Penalty and Augmented Lagrangian Methods for Model Predictive Control

Automation will undoubtedly grow to become the cornerstone of various industries, such as manufacturing, automatic transportation, agriculture, and household appliances. Novel challenging control applications continue to emerge, leading to increased interest in advanced control methodologies, such as the optimization based model predictive control (MPC), since they possess inherent capability to include complex objectives and constraints in their problem formulation. The integration of MPC in practice has not been without roadblocks, however. Challenges arise both in modeling complex scenarios and solving the resulting optimization problems in real-time. This thesis uses penalty and augmented Lagrangian approaches, a class of strategies for constrained optimization, to make headway in both of these areas.

In a first part, this thesis considers the application of autonomous navigation in environments with obstacles of general shapes. Previous research in optimization based autonomous navigation is restricted to circular, rectangular, polygonal or obstacles of convex shape. In contrast, we consider obstacles of which the boundaries are defined by smooth functions, allowing for much more generality in the shapes. Although the resulting constraints are nonsmooth, this thesis shows how a quadratic penalty method is theoretically sound and extremely efficient in practice in solving such problems.
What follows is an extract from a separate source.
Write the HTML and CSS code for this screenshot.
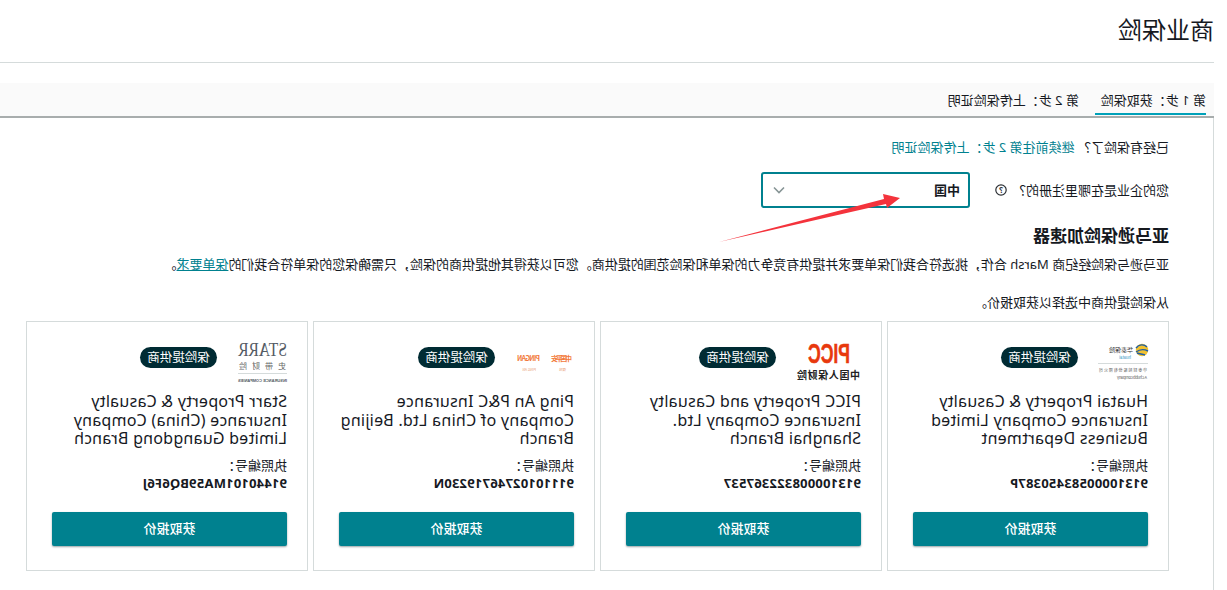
FILE: index.html
```html
<!DOCTYPE html>
<html lang="zh">
<head>
<meta charset="utf-8">
<title>商业保险</title>
<link rel="stylesheet" href="styles.css">
</head>
<body>
<div class="page">
  <header class="head"><h1>商业保险</h1></header>
  <nav class="tabs">
    <a class="tab active">第 1 步：获取保险</a>
    <a class="tab">第 2 步：上传保险证明</a>
  </nav>
  <main class="panel">
    <p class="line first">已经有保险了？ <a class="link">继续前往第 2 步：上传保险证明</a></p>
    <div class="where">
      <label class="where-label">您的企业是在哪里注册的？</label>
      <svg class="help" viewBox="0 0 12 12"><circle cx="6" cy="6" r="5.2"/><text x="6" y="8.8" text-anchor="middle">?</text></svg>
      <div class="select"><span class="select-value">中国</span>
        <svg class="chev" viewBox="0 0 12 8"><path d="M1 1.5 6 6.5 11 1.5"/></svg>
      </div>
    </div>
    <h2>亚马逊保险加速器</h2>
    <p class="line intro">亚马逊与保险经纪商 Marsh 合作，挑选符合我们保单要求并提供有竞争力的保单和保险范围的提供商。您可以获得其他提供商的保险，只需确保您的保单符合我们的<a class="link under">保单要求</a>。</p>
    <p class="line pick">从保险提供商中选择以获取报价。</p>
    <section class="cards">
      <article class="card">
        <div class="top">
          <svg class="logo w50" viewBox="0 0 50 50">
            <circle class="hy" cx="6" cy="15" r="6.2"/>
            <path class="hb" d="M1 12c3-3 8-3 11 1M0 16c4-2 8-2 12 1M3 20c3-1 6-1 8-2" />
            <text class="ht" x="15" y="17" textLength="24">华泰保险</text>
            <text class="tiny blue" x="17" y="24">huatai</text>
            <rect class="hl" x="0" y="28" width="50" height="1"/>
            <text class="tiny grey" x="1" y="37" textLength="48">华泰财险股份有限公司</text>
            <text class="tiny grey" x="1" y="44" textLength="30">A Chubb company</text>
          </svg>
          <span class="pill">保险提供商</span>
        </div>
        <h3>Huatai Property &amp; Casualty Insurance Company Limited Business Department</h3>
        <p class="lic">执照编号：</p>
        <p class="num">91310000583450387P</p>
        <button class="quote">获取报价</button>
      </article>
      <article class="card">
        <div class="top">
          <svg class="logo w65" viewBox="0 0 65 50">
            <text class="picc" x="11" y="28" textLength="42" lengthAdjust="spacingAndGlyphs">PICC</text>
            <text class="piccn" x="1" y="44" textLength="63">中国人保财险</text>
          </svg>
          <span class="pill">保险提供商</span>
        </div>
        <h3>PICC Property and Casualty Insurance Company Ltd. Shanghai Branch</h3>
        <p class="lic">执照编号：</p>
        <p class="num">913100008322367537</p>
        <button class="quote">获取报价</button>
      </article>
      <article class="card">
        <div class="top">
          <svg class="logo w59" viewBox="0 0 59 50">
            <text class="pa" x="2" y="26" textLength="21">中国平安</text>
            <text class="pa" x="34" y="26" textLength="23">PINGAN</text>
            <text class="pas" x="8" y="36">保险</text>
            <text class="pas" x="38" y="36">PING AN</text>
          </svg>
          <span class="pill">保险提供商</span>
        </div>
        <h3>Ping An P&amp;C Insurance Company of China Ltd. Beijing Branch</h3>
        <p class="lic">执照编号：</p>
        <p class="num">91110102746719230N</p>
        <button class="quote">获取报价</button>
      </article>
      <article class="card">
        <div class="top">
          <svg class="logo w50" viewBox="0 0 50 50">
            <text class="st" x="0" y="21" textLength="49" lengthAdjust="spacingAndGlyphs">STARR</text>
            <text class="stc" x="1" y="34" textLength="47">史带财险</text>
            <rect class="hl" x="0" y="38" width="49" height="1"/>
            <text class="stt" x="0" y="47" textLength="49" lengthAdjust="spacingAndGlyphs">INSURANCE COMPANIES</text>
          </svg>
          <span class="pill">保险提供商</span>
        </div>
        <h3>Starr Property &amp; Casualty Insurance (China) Company Limited Guangdong Branch</h3>
        <p class="lic">执照编号：</p>
        <p class="num">91440101MA59BQ6F6J</p>
        <button class="quote">获取报价</button>
      </article>
    </section>
  </main>
</div>
<svg class="arrow" viewBox="0 0 200 60"><polygon points="0,52 165,9 164,4 181,8 168,18 167,14"/></svg>
</body>
</html>
```

FILE: styles.css
```css
* { box-sizing: border-box; }
html, body { margin: 0; padding: 0; }
body {
  position: relative;
  width: 1227px;
  height: 590px;
  overflow: hidden;
  background: #fff;
  color: #16191f;
  font-family: "Noto Sans", "Noto Sans CJK SC", sans-serif;
  font-size: 13px;
}
.page {
  width: 1227px;
  height: 590px;
  padding-left: 13px;
  transform: scaleX(-1);
  overflow: hidden;
}
.head {
  height: 63px;
  border-bottom: 1px solid #d5dbdb;
  margin-bottom: 20px;
}
h1 {
  margin: 0;
  padding-top: 13px;
  font-size: 24px;
  line-height: 34px;
  font-weight: 400;
  color: #16191f;
}
.tabs {
  display: flex;
  gap: 16px;
  height: 35px;
  padding-left: 8px;
  background: #fafafa;
  border-bottom: 2px solid #a8adad;
}
.tab {
  display: block;
  height: 33px;
  padding: 7px 6px 0 0;
  line-height: 20px;
  font-size: 13px;
  white-space: nowrap;
  color: #16191f;
}
.tab.active {
  width: 111px;
  border-bottom: 2px solid #00a1b9;
  height: 32px;
}
.panel {
  height: 472px;
  padding: 19px 28px 0 44px;
  border-left: 1px solid #d5dbdb;
}
.line { margin: 0; line-height: 20px; font-size: 13px; }
.link { color: #00818f; }
.under { text-decoration: underline; }
.where {
  display: flex;
  align-items: center;
  height: 36px;
  margin-top: 15px;
}
.where-label { width: 162px; line-height: 20px; }
.help { width: 12px; height: 12px; flex: none; }
.help circle { fill: none; stroke: #2a2e33; stroke-width: 1.2; }
.help text { font: 700 8px "Noto Sans", sans-serif; fill: #2a2e33; }
.select {
  display: flex;
  align-items: center;
  justify-content: space-between;
  width: 209px;
  height: 36px;
  margin-left: 25px;
  padding: 0 8px;
  border: 2px solid #00818f;
  border-radius: 3px;
  font-weight: 700;
}
.select-value { padding-bottom: 2px; }
.chev { width: 12px; height: 8px; margin-right: 2px; }
.chev path { fill: none; stroke: #879596; stroke-width: 1.6; }
h2 {
  margin: 17px 0 0;
  font-size: 17px;
  line-height: 22px;
  font-weight: 700;
}
.intro { margin-top: 7px; white-space: nowrap; letter-spacing: -0.025px; }
.pick { margin-top: 18px; }
.cards {
  display: grid;
  grid-template-columns: repeat(4, 1fr);
  gap: 5px;
  margin-top: 9px;
}
.card {
  height: 250px;
  padding: 13px 25px 0 20px;
  border: 1px solid #d5dbdb;
}
.top {
  display: flex;
  align-items: flex-start;
  gap: 20px;
  height: 50px;
}
.logo { height: 50px; flex: none; display: block; overflow: visible; }
.w50 { width: 50px; }
.w59 { width: 59px; }
.w65 { width: 65px; }
.pill {
  flex: none;
  width: 77px;
  height: 21px;
  margin-top: 12px;
  border-radius: 11px;
  background: #002b33;
  color: #fff;
  font-size: 12.5px;
  line-height: 21px;
  text-align: center;
}
h3 {
  height: 56px;
  margin: 7px 0 0;
  font-size: 16px;
  line-height: 18.5px;
  font-weight: 400;
  letter-spacing: 0.25px;
}
.lic { margin: 8px 0 0; line-height: 18px; }
.num { margin: 0; line-height: 18px; font-weight: 700; white-space: nowrap; letter-spacing: 0.2px; }
.quote {
  display: block;
  width: 235px;
  height: 34px;
  margin-top: 20px;
  padding: 0 0 4px;
  border: 0;
  border-radius: 2px;
  background: #00818f;
  color: #fff;
  font: 500 13px "Noto Sans CJK SC", sans-serif;
  box-shadow: 0 1px 2px rgba(0, 28, 36, 0.4);
}
.hy { fill: #f2c230; }
.hb { fill: none; stroke: #1d5ea8; stroke-width: 1.4; }
.hl { fill: #d5dbdb; }
.ht { font-size: 6px; fill: #333; font-family: "Noto Sans CJK SC", sans-serif; }
.tiny { font-size: 4px; font-family: "Noto Sans CJK SC", sans-serif; }
.blue { fill: #1d8fc0; }
.grey { fill: #555; }
.picc { font: 700 27px "Liberation Sans", sans-serif; fill: #e8380d; stroke: #e8380d; stroke-width: 0.5; }
.piccn { font: 700 10px "Noto Sans CJK SC", sans-serif; fill: #222; }
.pa { font: 700 7px "Noto Sans CJK SC", sans-serif; fill: #f27a3c; }
.pas { font: 400 3.5px "Noto Sans CJK SC", sans-serif; fill: #e89a70; }
.st { font: 400 18px "Liberation Serif", serif; fill: #545b64; }
.stc { font: 400 8px "Noto Sans CJK SC", sans-serif; fill: #666; }
.stt { font: 700 4px "Liberation Sans", sans-serif; fill: #545b64; }
.arrow {
  position: absolute;
  left: 719px;
  top: 190px;
  width: 200px;
  height: 60px;
  fill: #f4333c;
}
```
In a second part, this thesis constructs a novel quadratic programming (QP) solver, QPALM, based on the proximal augmented Lagrangian method. The inner minimization is tailored to QPs by making use of efficient semismooth Newton directions and optimal step sizes. Research on QP solvers is typically restricted to convex QPs. In contrast, we also consider the possibility of finding stationary points of nonconvex QPs, relying only on minor modifications of the algorithm. QPALM is shown to theoretically exhibit a linear (outer) convergence rate, even for nonconvex QPs, and demonstrated to possess a unique combination of robustness and efficiency when compared to state-of-the-art QP solvers.